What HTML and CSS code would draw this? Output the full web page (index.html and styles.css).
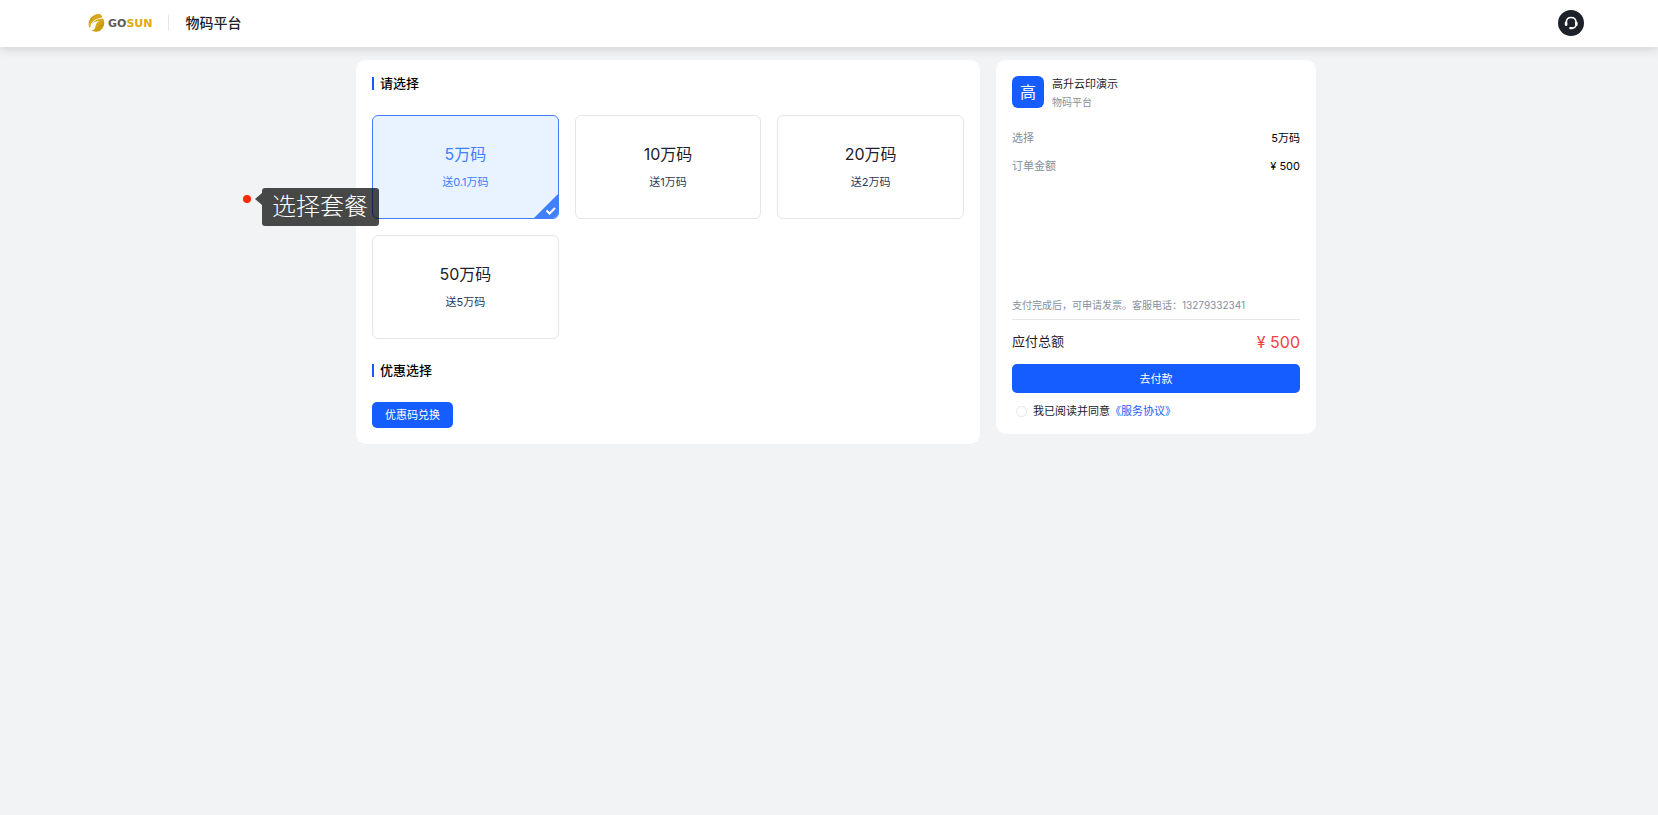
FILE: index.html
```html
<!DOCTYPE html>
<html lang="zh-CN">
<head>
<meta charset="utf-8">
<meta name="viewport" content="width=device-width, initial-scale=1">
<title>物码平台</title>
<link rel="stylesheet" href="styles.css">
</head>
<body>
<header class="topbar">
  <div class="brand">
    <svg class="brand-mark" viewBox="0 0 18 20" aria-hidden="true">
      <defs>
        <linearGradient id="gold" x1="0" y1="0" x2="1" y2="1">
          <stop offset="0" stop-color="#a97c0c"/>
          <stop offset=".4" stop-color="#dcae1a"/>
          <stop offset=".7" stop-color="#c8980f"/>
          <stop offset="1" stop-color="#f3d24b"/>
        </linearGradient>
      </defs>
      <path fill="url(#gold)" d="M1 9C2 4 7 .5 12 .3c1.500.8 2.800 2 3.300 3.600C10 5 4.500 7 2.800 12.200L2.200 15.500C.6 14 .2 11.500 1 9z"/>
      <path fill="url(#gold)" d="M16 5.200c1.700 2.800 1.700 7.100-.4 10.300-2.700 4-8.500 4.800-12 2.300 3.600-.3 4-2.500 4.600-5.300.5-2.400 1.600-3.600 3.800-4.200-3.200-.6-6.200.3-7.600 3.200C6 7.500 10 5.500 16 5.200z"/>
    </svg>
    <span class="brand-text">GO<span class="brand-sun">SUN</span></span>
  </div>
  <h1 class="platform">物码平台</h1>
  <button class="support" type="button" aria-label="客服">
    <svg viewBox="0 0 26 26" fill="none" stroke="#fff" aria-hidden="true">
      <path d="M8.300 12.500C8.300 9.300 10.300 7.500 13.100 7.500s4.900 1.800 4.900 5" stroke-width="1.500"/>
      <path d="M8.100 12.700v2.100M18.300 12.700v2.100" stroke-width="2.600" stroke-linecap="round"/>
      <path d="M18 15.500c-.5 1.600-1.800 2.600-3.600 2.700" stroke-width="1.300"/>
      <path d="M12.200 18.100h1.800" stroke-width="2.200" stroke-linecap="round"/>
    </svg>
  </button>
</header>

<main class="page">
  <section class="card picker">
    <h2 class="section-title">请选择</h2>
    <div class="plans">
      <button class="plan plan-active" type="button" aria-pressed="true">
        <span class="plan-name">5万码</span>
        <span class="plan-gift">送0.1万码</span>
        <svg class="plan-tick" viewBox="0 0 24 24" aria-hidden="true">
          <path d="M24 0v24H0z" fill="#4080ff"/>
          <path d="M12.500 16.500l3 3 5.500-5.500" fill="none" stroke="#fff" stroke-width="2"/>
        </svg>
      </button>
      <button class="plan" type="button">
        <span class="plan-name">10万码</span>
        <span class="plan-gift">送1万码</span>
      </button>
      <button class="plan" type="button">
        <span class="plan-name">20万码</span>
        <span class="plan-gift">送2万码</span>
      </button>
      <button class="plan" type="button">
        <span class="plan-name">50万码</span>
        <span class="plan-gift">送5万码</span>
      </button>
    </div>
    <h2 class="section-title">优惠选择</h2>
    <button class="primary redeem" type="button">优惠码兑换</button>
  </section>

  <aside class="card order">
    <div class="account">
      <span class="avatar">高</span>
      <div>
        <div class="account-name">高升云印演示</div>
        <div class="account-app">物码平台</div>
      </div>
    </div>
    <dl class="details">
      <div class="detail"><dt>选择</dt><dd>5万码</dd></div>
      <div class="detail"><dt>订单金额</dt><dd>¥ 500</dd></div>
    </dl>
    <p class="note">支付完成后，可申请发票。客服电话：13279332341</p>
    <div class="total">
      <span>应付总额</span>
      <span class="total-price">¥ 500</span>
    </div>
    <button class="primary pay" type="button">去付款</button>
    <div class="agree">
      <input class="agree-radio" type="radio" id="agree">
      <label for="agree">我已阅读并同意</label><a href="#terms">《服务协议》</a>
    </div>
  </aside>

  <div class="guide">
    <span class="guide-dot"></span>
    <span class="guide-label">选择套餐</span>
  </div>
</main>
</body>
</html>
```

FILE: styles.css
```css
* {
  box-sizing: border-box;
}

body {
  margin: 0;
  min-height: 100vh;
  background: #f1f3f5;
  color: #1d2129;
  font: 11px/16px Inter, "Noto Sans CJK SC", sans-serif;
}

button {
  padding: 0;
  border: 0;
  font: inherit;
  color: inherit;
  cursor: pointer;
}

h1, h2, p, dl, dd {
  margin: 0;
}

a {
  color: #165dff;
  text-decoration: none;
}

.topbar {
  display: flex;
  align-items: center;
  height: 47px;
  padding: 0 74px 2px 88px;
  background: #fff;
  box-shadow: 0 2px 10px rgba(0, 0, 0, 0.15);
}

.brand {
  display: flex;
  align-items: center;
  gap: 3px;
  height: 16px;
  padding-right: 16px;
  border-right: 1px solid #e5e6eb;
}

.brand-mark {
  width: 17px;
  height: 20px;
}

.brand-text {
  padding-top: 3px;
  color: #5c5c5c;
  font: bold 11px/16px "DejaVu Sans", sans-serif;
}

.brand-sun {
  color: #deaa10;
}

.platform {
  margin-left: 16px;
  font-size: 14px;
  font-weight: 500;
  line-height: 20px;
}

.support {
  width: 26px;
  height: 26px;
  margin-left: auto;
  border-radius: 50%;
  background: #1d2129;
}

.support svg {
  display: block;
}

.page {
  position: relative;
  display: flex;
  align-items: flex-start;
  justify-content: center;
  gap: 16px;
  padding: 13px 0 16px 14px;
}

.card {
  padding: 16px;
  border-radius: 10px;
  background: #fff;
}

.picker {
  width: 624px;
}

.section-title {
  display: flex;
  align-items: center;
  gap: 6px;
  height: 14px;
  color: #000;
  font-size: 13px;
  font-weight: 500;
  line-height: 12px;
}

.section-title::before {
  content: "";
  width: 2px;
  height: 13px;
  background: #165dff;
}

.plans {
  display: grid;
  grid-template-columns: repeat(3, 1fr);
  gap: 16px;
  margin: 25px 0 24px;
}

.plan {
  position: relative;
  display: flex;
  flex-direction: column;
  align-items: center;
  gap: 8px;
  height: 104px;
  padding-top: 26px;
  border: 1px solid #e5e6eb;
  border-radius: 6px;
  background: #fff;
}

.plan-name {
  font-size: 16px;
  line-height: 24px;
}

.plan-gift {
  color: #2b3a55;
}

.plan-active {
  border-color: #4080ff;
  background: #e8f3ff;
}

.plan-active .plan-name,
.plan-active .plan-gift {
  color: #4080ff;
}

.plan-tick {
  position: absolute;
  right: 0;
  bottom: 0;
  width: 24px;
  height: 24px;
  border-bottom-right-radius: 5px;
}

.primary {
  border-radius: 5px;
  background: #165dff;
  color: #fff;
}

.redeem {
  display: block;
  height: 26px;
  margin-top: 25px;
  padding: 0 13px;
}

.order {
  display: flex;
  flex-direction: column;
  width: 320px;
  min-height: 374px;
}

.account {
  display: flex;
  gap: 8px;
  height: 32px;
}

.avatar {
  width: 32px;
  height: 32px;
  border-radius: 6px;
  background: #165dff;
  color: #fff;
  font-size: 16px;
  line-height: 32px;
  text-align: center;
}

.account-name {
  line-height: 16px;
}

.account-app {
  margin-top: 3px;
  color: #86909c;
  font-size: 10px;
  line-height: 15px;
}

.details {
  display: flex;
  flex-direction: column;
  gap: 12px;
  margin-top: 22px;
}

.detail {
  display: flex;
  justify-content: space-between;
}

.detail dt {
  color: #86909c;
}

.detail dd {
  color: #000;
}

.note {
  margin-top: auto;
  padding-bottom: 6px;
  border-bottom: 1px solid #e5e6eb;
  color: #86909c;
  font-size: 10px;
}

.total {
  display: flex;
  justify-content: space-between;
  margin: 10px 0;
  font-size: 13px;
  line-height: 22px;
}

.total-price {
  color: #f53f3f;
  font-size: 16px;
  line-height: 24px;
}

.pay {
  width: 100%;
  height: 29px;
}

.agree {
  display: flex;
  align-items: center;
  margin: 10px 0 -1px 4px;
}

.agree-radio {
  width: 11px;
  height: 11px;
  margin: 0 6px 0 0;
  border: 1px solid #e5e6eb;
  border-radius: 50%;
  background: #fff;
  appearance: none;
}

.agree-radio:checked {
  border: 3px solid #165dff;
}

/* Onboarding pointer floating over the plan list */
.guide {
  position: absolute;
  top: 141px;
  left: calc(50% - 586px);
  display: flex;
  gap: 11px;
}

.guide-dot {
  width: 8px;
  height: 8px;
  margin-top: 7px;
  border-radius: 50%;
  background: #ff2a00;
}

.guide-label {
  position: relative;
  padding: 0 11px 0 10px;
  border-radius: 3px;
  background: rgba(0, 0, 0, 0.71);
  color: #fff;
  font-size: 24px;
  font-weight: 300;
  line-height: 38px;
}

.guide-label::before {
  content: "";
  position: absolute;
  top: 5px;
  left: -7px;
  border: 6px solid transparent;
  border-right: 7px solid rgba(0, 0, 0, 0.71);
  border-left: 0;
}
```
----
- _The problem_
Look through the data above. Each line containing the word "index" needs to be copied.

- _Exercise solution_
What HTML and CSS code would draw this? Output the full web page (index.html and styles.css).
FILE: index.html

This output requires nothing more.